_Brief:_ Where a line below holds the string "index", copy that line.

_Material:_
────────

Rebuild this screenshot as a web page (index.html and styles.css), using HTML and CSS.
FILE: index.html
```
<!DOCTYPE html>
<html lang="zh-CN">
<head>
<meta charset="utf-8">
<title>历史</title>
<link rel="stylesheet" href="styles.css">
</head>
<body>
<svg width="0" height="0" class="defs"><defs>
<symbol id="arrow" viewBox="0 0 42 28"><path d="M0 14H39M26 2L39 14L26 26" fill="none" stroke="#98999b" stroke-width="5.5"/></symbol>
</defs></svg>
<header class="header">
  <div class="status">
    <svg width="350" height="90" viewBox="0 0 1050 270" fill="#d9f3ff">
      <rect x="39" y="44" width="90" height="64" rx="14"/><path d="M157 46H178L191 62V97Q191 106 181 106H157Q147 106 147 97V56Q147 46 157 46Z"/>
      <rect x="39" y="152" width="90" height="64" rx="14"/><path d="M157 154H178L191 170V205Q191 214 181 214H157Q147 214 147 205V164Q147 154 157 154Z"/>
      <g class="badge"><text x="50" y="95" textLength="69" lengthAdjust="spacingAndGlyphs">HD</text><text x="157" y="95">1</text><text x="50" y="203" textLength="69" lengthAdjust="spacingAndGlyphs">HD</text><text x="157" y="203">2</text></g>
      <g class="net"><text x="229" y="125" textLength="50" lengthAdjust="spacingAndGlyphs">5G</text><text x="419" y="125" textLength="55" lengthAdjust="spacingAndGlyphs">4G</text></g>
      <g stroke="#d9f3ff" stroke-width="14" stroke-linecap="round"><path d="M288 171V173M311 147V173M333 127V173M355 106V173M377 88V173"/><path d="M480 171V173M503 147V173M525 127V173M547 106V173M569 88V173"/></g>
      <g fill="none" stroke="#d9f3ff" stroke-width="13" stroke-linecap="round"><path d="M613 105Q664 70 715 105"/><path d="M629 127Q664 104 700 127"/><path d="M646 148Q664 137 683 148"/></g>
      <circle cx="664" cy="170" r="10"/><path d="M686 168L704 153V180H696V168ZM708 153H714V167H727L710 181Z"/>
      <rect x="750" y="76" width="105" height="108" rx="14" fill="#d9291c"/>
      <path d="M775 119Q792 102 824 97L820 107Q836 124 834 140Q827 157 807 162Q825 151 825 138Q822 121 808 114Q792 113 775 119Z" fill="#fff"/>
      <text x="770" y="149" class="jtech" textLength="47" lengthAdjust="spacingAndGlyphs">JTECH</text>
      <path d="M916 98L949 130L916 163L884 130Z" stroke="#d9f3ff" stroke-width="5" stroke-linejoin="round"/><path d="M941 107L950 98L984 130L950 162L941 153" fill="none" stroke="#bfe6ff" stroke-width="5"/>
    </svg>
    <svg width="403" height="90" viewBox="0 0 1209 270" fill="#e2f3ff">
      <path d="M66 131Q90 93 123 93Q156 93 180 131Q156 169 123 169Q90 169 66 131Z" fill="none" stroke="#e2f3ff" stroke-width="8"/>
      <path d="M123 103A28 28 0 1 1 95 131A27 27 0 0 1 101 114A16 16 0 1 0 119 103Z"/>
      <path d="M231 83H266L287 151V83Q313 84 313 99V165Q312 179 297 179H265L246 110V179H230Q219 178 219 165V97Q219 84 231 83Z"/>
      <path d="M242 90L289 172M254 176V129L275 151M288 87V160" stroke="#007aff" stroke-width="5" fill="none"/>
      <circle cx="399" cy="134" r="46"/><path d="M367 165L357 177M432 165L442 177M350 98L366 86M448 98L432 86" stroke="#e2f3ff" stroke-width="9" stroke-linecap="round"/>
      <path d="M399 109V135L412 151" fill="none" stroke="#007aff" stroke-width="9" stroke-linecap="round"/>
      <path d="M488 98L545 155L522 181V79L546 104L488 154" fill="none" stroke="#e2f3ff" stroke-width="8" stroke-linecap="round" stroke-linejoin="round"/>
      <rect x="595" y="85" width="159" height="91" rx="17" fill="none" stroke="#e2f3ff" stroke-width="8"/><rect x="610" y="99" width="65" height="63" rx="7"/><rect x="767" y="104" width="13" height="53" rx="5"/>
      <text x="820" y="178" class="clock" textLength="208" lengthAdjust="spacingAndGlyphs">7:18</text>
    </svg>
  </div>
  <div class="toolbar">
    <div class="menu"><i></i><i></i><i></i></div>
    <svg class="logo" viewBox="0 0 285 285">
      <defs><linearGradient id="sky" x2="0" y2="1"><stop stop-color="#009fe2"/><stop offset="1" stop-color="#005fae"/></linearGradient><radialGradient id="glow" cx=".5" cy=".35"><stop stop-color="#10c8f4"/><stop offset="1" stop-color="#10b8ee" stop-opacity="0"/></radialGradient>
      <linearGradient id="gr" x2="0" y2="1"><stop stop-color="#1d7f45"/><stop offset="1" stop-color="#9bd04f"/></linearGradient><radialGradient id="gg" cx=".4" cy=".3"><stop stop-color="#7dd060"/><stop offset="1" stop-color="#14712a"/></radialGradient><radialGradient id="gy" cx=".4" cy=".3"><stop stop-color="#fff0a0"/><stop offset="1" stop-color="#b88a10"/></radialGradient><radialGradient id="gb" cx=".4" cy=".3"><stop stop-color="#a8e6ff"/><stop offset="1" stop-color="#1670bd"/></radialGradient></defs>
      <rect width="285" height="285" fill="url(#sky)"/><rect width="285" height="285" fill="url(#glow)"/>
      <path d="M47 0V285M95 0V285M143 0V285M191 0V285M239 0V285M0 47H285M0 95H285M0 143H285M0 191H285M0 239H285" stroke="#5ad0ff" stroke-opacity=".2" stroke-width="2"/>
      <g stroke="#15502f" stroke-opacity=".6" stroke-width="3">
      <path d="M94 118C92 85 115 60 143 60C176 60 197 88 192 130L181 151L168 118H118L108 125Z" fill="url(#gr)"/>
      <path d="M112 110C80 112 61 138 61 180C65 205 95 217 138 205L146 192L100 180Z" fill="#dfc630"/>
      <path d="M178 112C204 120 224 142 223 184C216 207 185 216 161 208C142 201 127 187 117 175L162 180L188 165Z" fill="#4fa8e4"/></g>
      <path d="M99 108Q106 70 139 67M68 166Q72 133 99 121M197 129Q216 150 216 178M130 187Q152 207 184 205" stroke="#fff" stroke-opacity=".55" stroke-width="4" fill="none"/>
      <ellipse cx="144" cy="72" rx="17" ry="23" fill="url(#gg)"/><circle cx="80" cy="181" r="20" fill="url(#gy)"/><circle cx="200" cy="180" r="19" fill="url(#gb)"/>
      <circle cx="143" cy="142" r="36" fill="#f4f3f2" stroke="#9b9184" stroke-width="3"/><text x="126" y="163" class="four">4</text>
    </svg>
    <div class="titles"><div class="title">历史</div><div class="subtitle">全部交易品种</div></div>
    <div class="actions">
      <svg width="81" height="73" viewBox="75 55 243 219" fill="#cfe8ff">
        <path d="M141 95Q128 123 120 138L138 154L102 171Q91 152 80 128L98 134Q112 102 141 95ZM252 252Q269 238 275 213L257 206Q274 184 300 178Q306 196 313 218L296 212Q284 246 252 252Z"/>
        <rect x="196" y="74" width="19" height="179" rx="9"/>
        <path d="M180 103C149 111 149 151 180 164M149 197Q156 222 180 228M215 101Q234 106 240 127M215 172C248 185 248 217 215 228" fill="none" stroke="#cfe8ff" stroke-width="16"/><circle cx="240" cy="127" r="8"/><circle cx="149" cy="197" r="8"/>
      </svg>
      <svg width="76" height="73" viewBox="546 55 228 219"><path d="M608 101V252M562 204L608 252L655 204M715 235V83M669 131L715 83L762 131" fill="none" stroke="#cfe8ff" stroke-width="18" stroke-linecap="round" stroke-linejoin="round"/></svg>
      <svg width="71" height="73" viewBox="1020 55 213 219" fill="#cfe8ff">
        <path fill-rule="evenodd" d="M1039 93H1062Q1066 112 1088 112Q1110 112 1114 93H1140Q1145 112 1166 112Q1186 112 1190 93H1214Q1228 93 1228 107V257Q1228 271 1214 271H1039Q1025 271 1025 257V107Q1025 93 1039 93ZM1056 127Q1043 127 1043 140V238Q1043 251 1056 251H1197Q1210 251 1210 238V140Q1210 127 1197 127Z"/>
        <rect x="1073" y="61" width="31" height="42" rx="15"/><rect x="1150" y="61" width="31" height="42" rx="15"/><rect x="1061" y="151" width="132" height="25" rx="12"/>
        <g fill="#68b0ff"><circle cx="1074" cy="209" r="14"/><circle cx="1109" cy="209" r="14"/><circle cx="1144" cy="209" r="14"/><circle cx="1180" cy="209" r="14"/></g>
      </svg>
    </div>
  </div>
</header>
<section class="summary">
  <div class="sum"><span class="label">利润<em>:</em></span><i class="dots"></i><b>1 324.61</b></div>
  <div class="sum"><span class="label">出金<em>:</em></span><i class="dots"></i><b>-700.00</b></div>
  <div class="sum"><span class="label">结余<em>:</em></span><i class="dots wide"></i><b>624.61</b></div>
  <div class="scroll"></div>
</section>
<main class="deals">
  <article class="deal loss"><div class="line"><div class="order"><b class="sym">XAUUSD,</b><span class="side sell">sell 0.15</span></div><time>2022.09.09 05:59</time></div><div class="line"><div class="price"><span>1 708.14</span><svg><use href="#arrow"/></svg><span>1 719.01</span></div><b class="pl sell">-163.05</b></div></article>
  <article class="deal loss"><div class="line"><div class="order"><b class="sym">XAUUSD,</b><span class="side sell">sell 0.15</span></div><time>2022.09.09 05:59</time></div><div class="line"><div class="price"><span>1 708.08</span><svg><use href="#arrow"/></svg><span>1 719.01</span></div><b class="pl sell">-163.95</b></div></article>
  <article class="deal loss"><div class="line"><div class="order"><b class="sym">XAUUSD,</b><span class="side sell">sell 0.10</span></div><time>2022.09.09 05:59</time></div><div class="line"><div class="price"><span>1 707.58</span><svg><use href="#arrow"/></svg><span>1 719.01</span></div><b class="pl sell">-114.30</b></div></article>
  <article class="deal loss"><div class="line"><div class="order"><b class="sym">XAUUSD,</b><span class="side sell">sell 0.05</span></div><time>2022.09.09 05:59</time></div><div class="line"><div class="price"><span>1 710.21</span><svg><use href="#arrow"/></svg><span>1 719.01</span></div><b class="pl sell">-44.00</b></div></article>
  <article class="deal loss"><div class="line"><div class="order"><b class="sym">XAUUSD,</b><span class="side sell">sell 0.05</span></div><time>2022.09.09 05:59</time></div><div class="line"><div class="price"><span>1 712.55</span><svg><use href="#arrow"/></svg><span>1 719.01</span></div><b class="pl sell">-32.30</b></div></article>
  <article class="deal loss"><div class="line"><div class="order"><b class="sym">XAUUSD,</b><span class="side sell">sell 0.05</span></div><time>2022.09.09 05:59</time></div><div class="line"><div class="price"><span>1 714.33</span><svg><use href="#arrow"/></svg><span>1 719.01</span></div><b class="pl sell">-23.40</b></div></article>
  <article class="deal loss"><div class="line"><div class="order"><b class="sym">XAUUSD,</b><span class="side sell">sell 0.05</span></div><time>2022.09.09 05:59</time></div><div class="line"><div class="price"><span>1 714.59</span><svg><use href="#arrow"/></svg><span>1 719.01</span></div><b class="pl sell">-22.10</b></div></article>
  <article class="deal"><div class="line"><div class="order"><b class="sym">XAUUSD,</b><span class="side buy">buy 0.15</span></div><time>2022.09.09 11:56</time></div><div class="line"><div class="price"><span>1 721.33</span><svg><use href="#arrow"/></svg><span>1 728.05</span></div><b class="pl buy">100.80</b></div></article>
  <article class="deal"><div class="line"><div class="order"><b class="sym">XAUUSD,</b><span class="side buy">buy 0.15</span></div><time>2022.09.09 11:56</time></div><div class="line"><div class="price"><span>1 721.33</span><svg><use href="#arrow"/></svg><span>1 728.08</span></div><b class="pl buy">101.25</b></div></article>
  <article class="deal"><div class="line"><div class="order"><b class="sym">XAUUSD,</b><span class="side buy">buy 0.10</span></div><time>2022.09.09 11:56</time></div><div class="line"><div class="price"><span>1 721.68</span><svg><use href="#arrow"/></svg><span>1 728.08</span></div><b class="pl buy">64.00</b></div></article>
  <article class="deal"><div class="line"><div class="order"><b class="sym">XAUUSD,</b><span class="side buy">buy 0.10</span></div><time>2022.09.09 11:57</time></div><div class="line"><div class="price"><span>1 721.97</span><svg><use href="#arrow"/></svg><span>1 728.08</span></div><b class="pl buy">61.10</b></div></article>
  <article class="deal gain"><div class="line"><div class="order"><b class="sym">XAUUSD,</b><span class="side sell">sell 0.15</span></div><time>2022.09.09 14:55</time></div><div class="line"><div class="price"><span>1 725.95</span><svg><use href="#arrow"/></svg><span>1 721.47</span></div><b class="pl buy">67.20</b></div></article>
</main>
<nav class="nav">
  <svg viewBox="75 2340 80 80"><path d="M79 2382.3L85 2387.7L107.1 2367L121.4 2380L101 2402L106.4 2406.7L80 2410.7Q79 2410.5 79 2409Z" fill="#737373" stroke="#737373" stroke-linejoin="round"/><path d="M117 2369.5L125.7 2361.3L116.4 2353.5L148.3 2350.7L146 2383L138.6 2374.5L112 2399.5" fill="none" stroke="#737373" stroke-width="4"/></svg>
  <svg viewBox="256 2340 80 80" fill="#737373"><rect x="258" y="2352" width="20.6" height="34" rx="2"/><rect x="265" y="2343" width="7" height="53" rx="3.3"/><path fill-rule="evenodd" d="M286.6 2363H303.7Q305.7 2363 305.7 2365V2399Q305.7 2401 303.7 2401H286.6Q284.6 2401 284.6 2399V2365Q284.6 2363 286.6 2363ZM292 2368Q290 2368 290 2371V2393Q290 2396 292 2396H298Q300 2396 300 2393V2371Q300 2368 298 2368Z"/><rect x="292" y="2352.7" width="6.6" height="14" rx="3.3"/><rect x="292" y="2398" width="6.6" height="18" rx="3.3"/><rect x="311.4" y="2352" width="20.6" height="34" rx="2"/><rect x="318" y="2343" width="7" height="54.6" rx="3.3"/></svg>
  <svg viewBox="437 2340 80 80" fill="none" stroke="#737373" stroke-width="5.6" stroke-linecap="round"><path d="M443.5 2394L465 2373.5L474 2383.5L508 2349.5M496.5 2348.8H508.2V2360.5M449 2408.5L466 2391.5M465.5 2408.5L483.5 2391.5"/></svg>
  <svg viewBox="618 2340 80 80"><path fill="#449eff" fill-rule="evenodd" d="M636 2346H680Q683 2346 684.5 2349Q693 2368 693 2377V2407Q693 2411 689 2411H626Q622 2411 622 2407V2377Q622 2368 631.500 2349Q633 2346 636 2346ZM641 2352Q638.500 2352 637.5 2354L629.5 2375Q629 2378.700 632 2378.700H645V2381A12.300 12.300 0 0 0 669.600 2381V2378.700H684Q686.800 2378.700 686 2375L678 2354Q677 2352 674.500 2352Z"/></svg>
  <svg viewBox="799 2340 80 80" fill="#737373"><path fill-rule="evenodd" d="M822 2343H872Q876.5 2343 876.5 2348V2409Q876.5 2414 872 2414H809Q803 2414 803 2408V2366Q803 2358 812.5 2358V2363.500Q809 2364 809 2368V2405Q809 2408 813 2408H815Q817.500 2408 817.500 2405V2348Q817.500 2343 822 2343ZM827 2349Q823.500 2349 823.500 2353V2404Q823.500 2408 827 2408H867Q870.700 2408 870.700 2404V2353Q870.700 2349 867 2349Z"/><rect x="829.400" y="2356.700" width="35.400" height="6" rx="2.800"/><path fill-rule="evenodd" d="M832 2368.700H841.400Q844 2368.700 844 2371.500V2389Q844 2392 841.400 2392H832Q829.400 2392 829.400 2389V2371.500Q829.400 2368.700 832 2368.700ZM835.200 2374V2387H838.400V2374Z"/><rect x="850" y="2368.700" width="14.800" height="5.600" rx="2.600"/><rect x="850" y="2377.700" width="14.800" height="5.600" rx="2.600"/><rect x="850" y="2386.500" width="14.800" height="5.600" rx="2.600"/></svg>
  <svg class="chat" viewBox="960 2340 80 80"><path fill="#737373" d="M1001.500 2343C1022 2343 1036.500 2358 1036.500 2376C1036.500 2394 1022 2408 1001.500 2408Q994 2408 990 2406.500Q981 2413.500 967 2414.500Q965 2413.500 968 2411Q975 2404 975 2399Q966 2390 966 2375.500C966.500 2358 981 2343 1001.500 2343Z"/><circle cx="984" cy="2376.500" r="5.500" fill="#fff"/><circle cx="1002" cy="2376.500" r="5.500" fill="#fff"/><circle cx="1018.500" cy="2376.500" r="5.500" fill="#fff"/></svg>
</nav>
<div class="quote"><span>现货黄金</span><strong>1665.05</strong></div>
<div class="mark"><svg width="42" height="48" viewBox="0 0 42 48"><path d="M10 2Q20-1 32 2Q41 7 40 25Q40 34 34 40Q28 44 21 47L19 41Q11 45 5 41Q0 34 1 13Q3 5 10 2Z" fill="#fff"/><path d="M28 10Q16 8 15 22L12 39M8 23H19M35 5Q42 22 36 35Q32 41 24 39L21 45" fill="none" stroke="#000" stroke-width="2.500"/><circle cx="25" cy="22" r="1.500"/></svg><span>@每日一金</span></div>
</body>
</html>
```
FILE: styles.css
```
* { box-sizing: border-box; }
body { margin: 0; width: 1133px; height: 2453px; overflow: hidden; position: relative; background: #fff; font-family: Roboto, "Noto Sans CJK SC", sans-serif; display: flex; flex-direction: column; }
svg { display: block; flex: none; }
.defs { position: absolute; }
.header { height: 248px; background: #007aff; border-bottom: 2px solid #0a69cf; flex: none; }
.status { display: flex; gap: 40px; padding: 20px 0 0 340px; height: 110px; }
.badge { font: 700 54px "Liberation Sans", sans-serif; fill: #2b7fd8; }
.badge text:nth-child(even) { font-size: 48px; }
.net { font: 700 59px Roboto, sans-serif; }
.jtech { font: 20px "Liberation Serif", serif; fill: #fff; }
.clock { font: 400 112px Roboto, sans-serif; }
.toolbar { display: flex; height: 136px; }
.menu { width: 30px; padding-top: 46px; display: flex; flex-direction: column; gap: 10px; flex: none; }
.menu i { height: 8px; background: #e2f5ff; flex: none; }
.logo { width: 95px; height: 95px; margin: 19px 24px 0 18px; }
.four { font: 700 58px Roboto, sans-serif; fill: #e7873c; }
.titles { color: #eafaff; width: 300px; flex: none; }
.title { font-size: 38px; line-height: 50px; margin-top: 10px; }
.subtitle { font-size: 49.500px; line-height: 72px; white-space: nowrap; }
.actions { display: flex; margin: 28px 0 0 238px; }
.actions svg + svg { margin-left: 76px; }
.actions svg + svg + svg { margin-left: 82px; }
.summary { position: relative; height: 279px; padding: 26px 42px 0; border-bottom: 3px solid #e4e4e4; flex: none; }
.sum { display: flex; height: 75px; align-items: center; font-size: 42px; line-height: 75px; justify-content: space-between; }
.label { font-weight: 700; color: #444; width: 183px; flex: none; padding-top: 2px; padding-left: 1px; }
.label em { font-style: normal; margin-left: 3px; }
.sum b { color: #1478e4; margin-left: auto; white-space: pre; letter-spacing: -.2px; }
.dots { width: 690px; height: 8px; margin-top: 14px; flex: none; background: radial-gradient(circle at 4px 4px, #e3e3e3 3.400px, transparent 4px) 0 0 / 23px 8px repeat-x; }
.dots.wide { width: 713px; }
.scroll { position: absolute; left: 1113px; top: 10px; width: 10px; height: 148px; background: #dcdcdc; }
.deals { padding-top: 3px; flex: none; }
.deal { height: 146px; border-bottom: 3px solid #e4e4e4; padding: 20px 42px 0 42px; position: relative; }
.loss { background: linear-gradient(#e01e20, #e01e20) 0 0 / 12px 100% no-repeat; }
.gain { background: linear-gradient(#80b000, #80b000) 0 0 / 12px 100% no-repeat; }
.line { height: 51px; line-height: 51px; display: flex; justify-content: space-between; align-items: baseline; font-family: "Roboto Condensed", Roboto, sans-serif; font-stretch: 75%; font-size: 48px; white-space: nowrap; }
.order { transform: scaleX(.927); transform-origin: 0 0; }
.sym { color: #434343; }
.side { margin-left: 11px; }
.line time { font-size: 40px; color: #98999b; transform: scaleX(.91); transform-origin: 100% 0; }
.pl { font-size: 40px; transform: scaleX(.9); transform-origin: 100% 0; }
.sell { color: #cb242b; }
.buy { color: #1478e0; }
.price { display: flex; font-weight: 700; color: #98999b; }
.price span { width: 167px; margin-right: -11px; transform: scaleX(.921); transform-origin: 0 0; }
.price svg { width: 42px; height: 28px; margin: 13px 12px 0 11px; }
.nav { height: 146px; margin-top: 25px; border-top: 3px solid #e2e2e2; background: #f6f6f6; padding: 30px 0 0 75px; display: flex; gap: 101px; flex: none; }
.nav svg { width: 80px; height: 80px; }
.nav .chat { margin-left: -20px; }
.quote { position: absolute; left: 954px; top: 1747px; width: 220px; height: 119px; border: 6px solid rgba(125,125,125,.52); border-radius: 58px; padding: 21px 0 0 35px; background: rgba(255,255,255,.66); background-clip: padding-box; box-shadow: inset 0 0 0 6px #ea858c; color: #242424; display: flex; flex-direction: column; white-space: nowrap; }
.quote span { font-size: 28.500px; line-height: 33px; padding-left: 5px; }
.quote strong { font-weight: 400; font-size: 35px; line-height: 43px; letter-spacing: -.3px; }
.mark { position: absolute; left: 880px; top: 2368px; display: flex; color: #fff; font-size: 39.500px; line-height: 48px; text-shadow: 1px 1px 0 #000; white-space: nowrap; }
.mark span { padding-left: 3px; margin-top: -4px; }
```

────────

_Exercise solution:_
Rebuild this screenshot as a web page (index.html and styles.css), using HTML and CSS.
FILE: index.html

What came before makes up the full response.